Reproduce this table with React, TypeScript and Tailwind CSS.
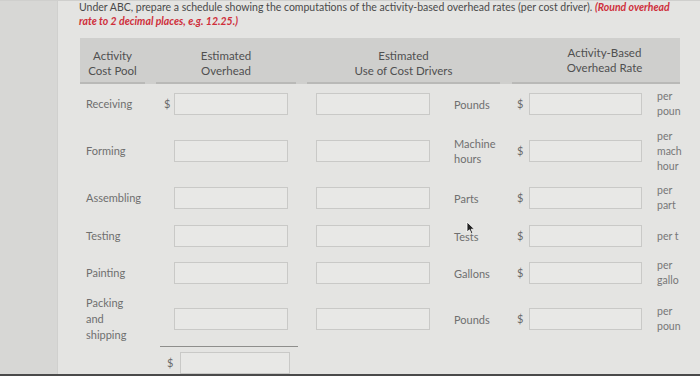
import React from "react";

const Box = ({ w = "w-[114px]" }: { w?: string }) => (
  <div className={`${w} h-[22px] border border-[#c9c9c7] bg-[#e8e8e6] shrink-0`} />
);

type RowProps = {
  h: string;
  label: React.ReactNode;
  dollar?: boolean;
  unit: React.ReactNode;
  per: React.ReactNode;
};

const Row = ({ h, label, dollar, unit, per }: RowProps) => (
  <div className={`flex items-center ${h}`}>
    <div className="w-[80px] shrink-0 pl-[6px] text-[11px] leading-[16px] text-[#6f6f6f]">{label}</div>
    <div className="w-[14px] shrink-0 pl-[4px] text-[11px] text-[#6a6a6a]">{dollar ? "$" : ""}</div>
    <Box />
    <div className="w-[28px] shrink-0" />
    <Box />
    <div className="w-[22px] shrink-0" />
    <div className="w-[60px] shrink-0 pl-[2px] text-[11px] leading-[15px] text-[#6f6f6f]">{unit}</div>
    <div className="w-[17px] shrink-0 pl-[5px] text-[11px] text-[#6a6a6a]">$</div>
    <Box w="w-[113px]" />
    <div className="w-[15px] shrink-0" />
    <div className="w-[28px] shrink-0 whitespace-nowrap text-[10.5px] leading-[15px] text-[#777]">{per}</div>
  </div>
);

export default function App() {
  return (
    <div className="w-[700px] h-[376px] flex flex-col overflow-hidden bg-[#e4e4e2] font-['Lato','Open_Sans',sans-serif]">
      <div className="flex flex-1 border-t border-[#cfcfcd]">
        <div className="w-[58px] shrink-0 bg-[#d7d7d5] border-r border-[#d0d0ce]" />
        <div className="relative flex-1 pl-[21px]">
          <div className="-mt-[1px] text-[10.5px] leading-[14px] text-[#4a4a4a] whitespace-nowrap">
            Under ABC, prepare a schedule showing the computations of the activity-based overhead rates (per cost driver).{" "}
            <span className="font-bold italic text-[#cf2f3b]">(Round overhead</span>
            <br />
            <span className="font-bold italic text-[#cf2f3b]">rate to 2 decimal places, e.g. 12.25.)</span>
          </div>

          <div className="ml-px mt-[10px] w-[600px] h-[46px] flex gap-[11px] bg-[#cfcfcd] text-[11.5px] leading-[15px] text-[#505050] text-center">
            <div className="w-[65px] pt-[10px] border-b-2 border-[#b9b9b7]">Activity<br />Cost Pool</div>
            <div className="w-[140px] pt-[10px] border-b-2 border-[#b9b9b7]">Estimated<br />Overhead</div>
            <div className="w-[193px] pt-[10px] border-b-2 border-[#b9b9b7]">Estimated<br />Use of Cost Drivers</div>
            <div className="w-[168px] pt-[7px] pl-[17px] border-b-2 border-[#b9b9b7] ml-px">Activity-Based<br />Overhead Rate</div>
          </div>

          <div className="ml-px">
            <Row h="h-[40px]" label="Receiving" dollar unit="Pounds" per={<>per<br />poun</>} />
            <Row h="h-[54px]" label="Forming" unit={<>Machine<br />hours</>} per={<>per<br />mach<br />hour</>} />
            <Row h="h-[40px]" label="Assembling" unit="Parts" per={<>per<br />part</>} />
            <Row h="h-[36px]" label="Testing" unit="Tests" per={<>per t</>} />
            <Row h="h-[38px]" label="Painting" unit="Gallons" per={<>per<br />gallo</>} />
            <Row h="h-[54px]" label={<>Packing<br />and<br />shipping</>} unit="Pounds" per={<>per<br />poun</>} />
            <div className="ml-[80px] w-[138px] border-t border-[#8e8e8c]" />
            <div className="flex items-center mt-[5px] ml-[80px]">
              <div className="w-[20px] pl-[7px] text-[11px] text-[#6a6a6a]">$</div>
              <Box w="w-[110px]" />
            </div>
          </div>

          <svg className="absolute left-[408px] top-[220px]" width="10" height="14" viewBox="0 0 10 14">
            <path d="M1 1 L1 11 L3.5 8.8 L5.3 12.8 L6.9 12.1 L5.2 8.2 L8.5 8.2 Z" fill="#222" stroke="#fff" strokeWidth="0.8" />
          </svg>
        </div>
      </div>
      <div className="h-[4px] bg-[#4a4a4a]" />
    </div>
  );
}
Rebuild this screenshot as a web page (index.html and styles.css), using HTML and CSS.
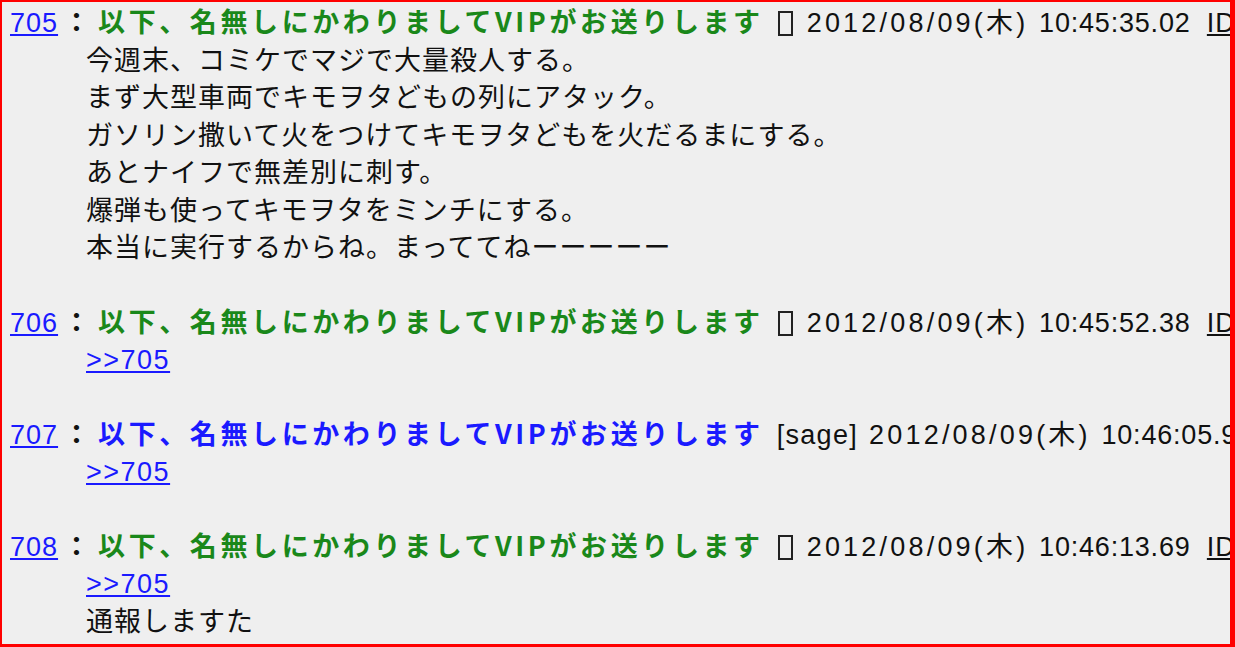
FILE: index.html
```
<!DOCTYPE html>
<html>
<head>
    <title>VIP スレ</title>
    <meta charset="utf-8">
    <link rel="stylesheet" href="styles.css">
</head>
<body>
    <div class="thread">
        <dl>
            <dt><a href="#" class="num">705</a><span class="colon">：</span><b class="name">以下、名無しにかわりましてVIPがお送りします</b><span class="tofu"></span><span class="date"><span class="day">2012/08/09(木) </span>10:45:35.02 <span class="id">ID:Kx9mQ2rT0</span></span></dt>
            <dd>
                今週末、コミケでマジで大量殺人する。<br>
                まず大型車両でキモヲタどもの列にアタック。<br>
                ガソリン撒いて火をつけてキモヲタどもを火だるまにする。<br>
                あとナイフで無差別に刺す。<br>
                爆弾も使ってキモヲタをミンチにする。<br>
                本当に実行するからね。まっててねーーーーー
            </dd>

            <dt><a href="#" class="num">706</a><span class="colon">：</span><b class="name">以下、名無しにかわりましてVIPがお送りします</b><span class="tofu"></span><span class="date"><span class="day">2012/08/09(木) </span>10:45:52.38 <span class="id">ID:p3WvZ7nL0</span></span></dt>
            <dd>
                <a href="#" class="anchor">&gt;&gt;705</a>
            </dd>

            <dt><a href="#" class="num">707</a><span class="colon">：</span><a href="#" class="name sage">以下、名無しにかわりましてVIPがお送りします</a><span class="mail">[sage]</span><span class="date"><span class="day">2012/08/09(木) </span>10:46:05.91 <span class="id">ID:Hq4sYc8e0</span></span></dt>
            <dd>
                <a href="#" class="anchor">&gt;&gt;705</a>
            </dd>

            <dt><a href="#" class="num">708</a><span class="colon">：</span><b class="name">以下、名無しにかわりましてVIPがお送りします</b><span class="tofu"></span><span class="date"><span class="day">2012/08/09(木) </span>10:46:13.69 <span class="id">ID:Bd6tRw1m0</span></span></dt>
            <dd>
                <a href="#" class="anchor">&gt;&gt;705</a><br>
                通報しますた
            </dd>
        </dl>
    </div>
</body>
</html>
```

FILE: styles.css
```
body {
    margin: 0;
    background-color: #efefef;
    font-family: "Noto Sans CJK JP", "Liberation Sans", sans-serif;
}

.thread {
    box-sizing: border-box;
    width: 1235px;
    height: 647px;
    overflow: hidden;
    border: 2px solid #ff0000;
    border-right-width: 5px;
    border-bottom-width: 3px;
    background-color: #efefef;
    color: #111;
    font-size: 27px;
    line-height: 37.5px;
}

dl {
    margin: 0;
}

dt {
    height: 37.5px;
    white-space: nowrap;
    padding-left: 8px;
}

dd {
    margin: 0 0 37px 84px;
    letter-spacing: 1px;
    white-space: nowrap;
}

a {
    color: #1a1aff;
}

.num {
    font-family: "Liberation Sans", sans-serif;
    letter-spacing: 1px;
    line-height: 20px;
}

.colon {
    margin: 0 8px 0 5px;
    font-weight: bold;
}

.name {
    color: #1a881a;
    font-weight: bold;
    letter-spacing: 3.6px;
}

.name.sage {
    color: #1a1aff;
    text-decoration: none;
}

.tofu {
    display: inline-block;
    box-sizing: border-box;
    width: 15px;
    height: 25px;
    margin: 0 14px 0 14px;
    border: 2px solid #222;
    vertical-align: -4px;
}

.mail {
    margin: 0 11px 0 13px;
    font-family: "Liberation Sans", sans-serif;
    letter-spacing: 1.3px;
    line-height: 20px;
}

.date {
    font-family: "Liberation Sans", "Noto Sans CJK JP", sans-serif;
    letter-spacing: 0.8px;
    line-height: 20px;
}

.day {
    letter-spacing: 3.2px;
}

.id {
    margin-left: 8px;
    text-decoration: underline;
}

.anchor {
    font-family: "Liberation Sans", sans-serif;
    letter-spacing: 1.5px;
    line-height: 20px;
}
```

_ _ _ _ _

> DIRECTIONS FOR THIS TASK
Go through the records and copy each line with "React" in it.

> WRITTEN RESPONSE
Reproduce this table with React, TypeScript and Tailwind CSS.
import React from "react";
  label: React.ReactNode;
  unit: React.ReactNode;
  per: React.ReactNode;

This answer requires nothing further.